Today, moving spacecraft effectively and efficiently from point to point relies largely on the high math of such historic notables as Sir Isaac Newton and Johannes Kepler.

But now, Belbruno and his company offer a range of novel ways to greatly decrease space-mission costs. Advances in the mathematics of space travel and software smarts permits a payload to be finessed through space. Using sets of precise thruster firings, the gravitational perturbations of Earth, the moon and sun, a spacecraft needs to spurt out far less fuel using Belbruno's orbits.

"A 20-percent to 50-percent fuel-savings can be realized," Belbruno said, "contrasted to conventional methods of nudging a satellite from orbit to orbit, or in positioning a spacecraft."

Less gas-guzzling spacecraft means lower satellite mass at launch and longer-lived spacecraft. It also opens up new launch site and cheaper booster options, Belbruno told SPACE.com.

Put to the test

In 1991, the orbit-transfer idea was put to the test. Japan's Hiten science satellite had initially been placed into a long, looping Earth orbit. There was far too little spacecraft propellant on board that could be tapped to reach the moon using conventional techniques.



"It is human nature to consider the concept of a toll road. All the things we routinely pay for on the ground will probably have equivalent analogs in space and on the moon."


Belbruno helped plot a newly discovered weak-stability-boundary transfer orbit. The Hiten satellite was successfully moved into lunar orbit.

Yet another transfer orbit via the moon took place in 1998.

Whip it good

Hughes Space and Communications Company used looping around the moon to reposition a stranded telecommunications satellite.

In May, and again in June 1998, the Hughes spacecraft was sent on lunar swingbys that altered the satellite's unusable orbit to one that was commercially marketable. It now is parked in geosynchronous orbit over the Pacific Ocean.

At the time, Hughes called the salvage "the first commercial flight to the moon."

The company is now looking into future lunar gravity assists as a way to transfer payloads to Earth-centered orbits.

Moreover, industry sources suggest Hughes is open to dropping off piggyback payloads into lunar orbit or onto the moon itself as its satellites whip by the moon.

Patents pending

Belbruno said that fuel-saving and payload-enhancing orbits around the moon have a great future. And a profitable one at that.

For one, the specialized orbits could be a great boon to lunar-base construction. Using the long lunar route, a pipeline of materials and supplies could be created to make a moon base a practical reality.
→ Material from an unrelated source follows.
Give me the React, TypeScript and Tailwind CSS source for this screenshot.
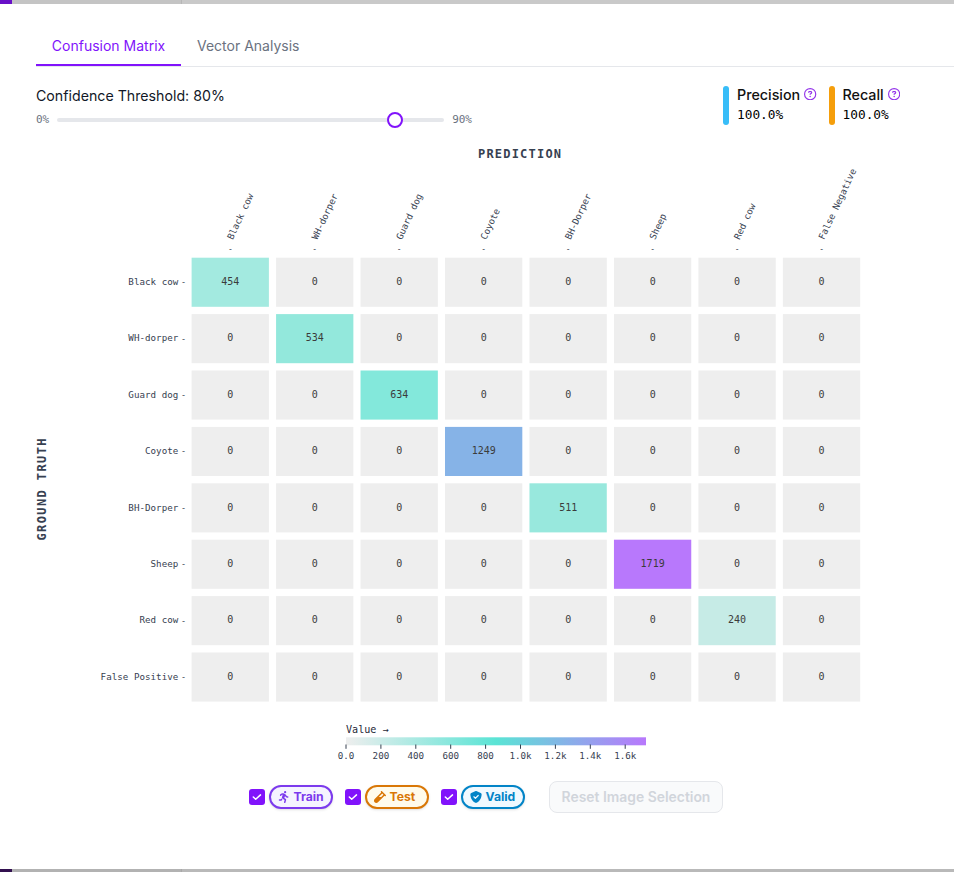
import React from "react";
import { FaPersonRunning, FaVial, FaRegCircleQuestion } from "react-icons/fa6";

const LABELS = ["Black cow", "WH-dorper", "Guard dog", "Coyote", "BH-Dorper", "Sheep", "Red cow"];
const ROWS = [...LABELS, "False Positive"];
const COLS = [...LABELS, "False Negative"];
const DIAGONAL = [
  { value: 454, color: "#a3eae0" },
  { value: 534, color: "#93e8dc" },
  { value: 634, color: "#83e8db" },
  { value: 1249, color: "#86b3e7" },
  { value: 511, color: "#98e8dd" },
  { value: 1719, color: "#b878fc" },
  { value: 240, color: "#c6ebe6" },
  { value: 0, color: "#eeeeee" },
];
const TICKS = ["0.0", "200", "400", "600", "800", "1.0k", "1.2k", "1.4k", "1.6k"];

function Matrix() {
  const cx = (i: number) => 230.3 + i * 84.47;
  const cy = (i: number) => 282.2 + i * 56.4;
  return (
    <svg viewBox="64 164 820 544" width="820" height="544" className="block shrink-0 font-['DejaVu_Sans_Mono',monospace]">
      {COLS.map((label, i) => (
        <g key={label}>
          <text
            transform={`translate(${cx(i) + 2.4},${240.3}) rotate(-65)`}
            fontSize="9.2"
            textLength={label.length * 5.5}
            fill="#374151"
          >
            {label}
          </text>
          <text x={cx(i)} y={252} fontSize="8" textAnchor="middle" fill="#374151">
            -
          </text>
        </g>
      ))}
      {ROWS.map((label, r) => (
        <g key={label}>
          <text x={178.3} y={cy(r) + 2.7} fontSize="9.2" textAnchor="end" textLength={label.length * 5.55} fill="#374151">
            {label}
          </text>
          <text x={183.5} y={cy(r) + 3} fontSize="8.4" textAnchor="middle" fill="#374151">
            -
          </text>
          {COLS.map((_, c) => (
            <g key={c}>
              <rect
                x={cx(c) - 38.7}
                y={cy(r) - 24.5}
                width="77.3"
                height="49.1"
                fill={r === c ? DIAGONAL[r].color : "#eeeeee"}
              />
              <text x={cx(c)} y={cy(r) + 2.8} fontSize="10" textAnchor="middle" fill="#3b3b3b">
                {r === c ? DIAGONAL[r].value : 0}
              </text>
            </g>
          ))}
        </g>
      ))}
    </svg>
  );
}

function Legend() {
  return (
    <svg viewBox="330 720 330 44" width="330" height="44" className="block font-['DejaVu_Sans_Mono',monospace]">
      <defs>
        <linearGradient id="scale">
          <stop offset="0" stopColor="#eeeeee" />
          <stop offset="0.5" stopColor="#5ae4d5" />
          <stop offset="1" stopColor="#b878fc" />
        </linearGradient>
      </defs>
      <text x="346" y="733" fontSize="10.1" fill="#1f2937">Value →</text>
      <rect x="346" y="737.3" width="300" height="8" fill="url(#scale)" />
      {TICKS.map((t, i) => (
        <g key={t}>
          <path d={`M${346 + i * 34.9} 744.5v4.3`} stroke="#374151" />
          <text x={346 + i * 34.9} y="759" fontSize="9.2" textAnchor="middle" fill="#374151">{t}</text>
        </g>
      ))}
    </svg>
  );
}

function ShieldCheck() {
  return (
    <svg viewBox="0 0 512 512" className="size-3">
      <path
        fill="currentColor"
        d="M256 0c4.6 0 9.2 1 13.4 2.9L457.7 82.8c22 9.3 38.4 31 38.3 57.2-.5 99.2-41.3 280.7-213.6 363.2-16.7 8-36.1 8-52.8 0C57.3 420.7 16.5 239.2 16 140c-.1-26.2 16.3-47.9 38.3-57.2L242.7 2.9C246.8 1 251.4 0 256 0z"
      />
      <path d="M167 247l64 64 120-120" fill="none" stroke="#f0f9ff" strokeWidth="50" strokeLinecap="round" strokeLinejoin="round" />
    </svg>
  );
}

function Metric({ label, bar }: { label: string; bar: string }) {
  return (
    <div className="flex gap-2">
      <div className={`h-[39px] w-1.5 rounded-full ${bar}`} />
      <div>
        <div className="flex h-[18px] gap-1 leading-[18px] font-medium text-[#111111]">
          <span className="text-[14.3px]">{label}</span>
          <FaRegCircleQuestion className="mt-[1.5px] size-[12.3px] text-[#9333ea]" />
        </div>
        <div className="mt-[1px] font-['DejaVu_Sans_Mono',monospace] text-[12.8px] leading-5 text-black">100.0%</div>
      </div>
    </div>
  );
}

function Filter({ label, tone, icon }: { label: string; tone: string; icon: React.ReactNode }) {
  return (
    <label className="flex items-center gap-1">
      <span className="flex size-4 items-center justify-center rounded-[3px] bg-[#8113fb]">
        <svg viewBox="0 0 16 16" className="size-4" fill="none" stroke="white" strokeWidth="1.5" strokeLinecap="round" strokeLinejoin="round">
          <path d="M4.3 8l2.4 2.3 4.8-4.4" />
        </svg>
      </span>
      <span className={`flex h-6 w-16 items-center justify-start gap-1 rounded-full border-2 pl-[6.5px] text-[12.2px] font-bold shadow-sm ${tone}`}>
        {icon}
        {label}
      </span>
    </label>
  );
}

export default function App() {
  return (
    <div className="flex h-[872px] w-[954px] flex-col overflow-hidden bg-white font-['Inter',sans-serif]">
      <div className="flex h-1 shrink-0 bg-[#c9c9c9]">
        <div className="w-3 bg-[#6810c8]" />
        <div className="w-[170px] border-r border-[#b7b7b7] bg-[#c4c4c4]" />
      </div>
      <div className="flex h-[865px] shrink-0 flex-col">
        <div className="mt-[22px] ml-9 flex h-[41px] shrink-0 border-b border-[#e5e7eb] text-sm">
          <div className="flex h-10 w-[145px] items-center justify-center border-b-2 border-[#8113fb] pt-px text-[#8113fb]">
            Confusion Matrix
          </div>
          <div className="flex h-10 items-center px-4 pb-px text-[#6b7280]">Vector Analysis</div>
        </div>
        <div className="flex h-[76px] shrink-0 justify-between pr-[54px] pl-9">
          <div className="w-[436px] pt-[19px]">
            <div className="h-5 text-[14.2px] leading-5 text-[#111827]">Confidence Threshold: 80%</div>
            <div className="mt-[6px] flex h-4 items-center gap-2 font-['DejaVu_Sans_Mono',monospace] text-[11px] text-[#6b7280]">
              <span>0%</span>
              <div className="relative h-1 flex-1 rounded-full bg-[#e5e7eb]">
                <div className="absolute -top-1.5 left-[329.5px] size-4 rounded-full border-2 border-[#8113fb] bg-white" />
              </div>
              <span>90%</span>
            </div>
          </div>
          <div className="flex gap-3 pt-[19px]">
            <Metric label="Precision" bar="bg-[#38bdf8]" />
            <Metric label="Recall" bar="bg-[#f59e0b]" />
          </div>
        </div>
        <div className="flex h-[21px] shrink-0 items-center pl-[478px] font-['DejaVu_Sans_Mono',monospace] text-[12px] font-bold tracking-[1.2px] text-[#374151]">
          PREDICTION
        </div>
        <div className="flex h-[544px] shrink-0 items-center">
          <div className="flex w-16 shrink-0 items-center pt-[106px] pl-[33px]">
            <div className="rotate-180 font-['DejaVu_Sans_Mono',monospace] text-[12px] leading-[18px] font-bold tracking-[1.4px] whitespace-nowrap text-[#374151] [writing-mode:vertical-rl]">
              GROUND TRUTH
            </div>
          </div>
          <Matrix />
        </div>
        <div className="mt-3 ml-[330px]">
          <Legend />
        </div>
        <div className="mt-[17px] ml-[249px] flex items-center gap-3">
          <Filter label="Train" tone="border-[#7c3aed] bg-[#f5f3ff] text-[#7c3aed]" icon={<FaPersonRunning className="size-3" />} />
          <Filter label="Test" tone="border-[#d97706] bg-[#fffbeb] text-[#d97706]" icon={<FaVial className="size-3" />} />
          <Filter label="Valid" tone="border-[#0284c7] bg-[#f0f9ff] text-[#0284c7]" icon={<ShieldCheck />} />
          <button className="ml-3 h-8 w-[174px] rounded-lg border border-[#e5e7eb] bg-[#f9fafb] text-[13.9px] font-semibold text-[#d1d5db]">
            Reset Image Selection
          </button>
        </div>
      </div>
      <div className="flex h-[3px] shrink-0 bg-[#b9b9b9]">
        <div className="w-3 bg-[#32104f]" />
        <div className="w-[170px] border-r border-[#a8a8a8] bg-[#b2b2b2]" />
      </div>
    </div>
  );
}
"It has been done. It's been proven to work. It is pure, straight mathematics. There's no black magic to this, said James Fiedler, chief executive officer of Galaxy Development, LLC in Los Angeles, California.

Galaxy Development owns Belbruno's Innovative Orbital Design. How best to reposition satellites using the moon, as well as applying weak-stability-boundary orbital technology, is in the patent pending stage, said Fiedler in a recent phone interview.

Efforts are now focused on getting the business launched and marketing the money-saving special orbits to all takers, Fiedler said. "Our message is that we're trying to help people do their job better. We've got something here that can save you money," he said.

Taking a toll?

Considering the many hundreds of satellites to be lofted over the next few years, using the company's proprietary technology could yield billions of dollars in mission savings, Belbruno said.

But is patenting an orbit, then charging for its use tantamount to creating toll roads in space?

"That's not really accurate. This is a bit different," Belbruno said. "To a critic, I would respond that the term 'toll road' is too limiting," he said.

"It is human nature to consider the concept of a toll road. All the things we routinely pay for on the ground will probably have equivalent analogues in space and on the moon," Belbruno said.

Still, isn't a pay-before-you-fly route to the moon akin to a toll road?

"What's the toll road if I save you money in launch costs," said Fiedler. "It's not a toll road...it's an easy pass."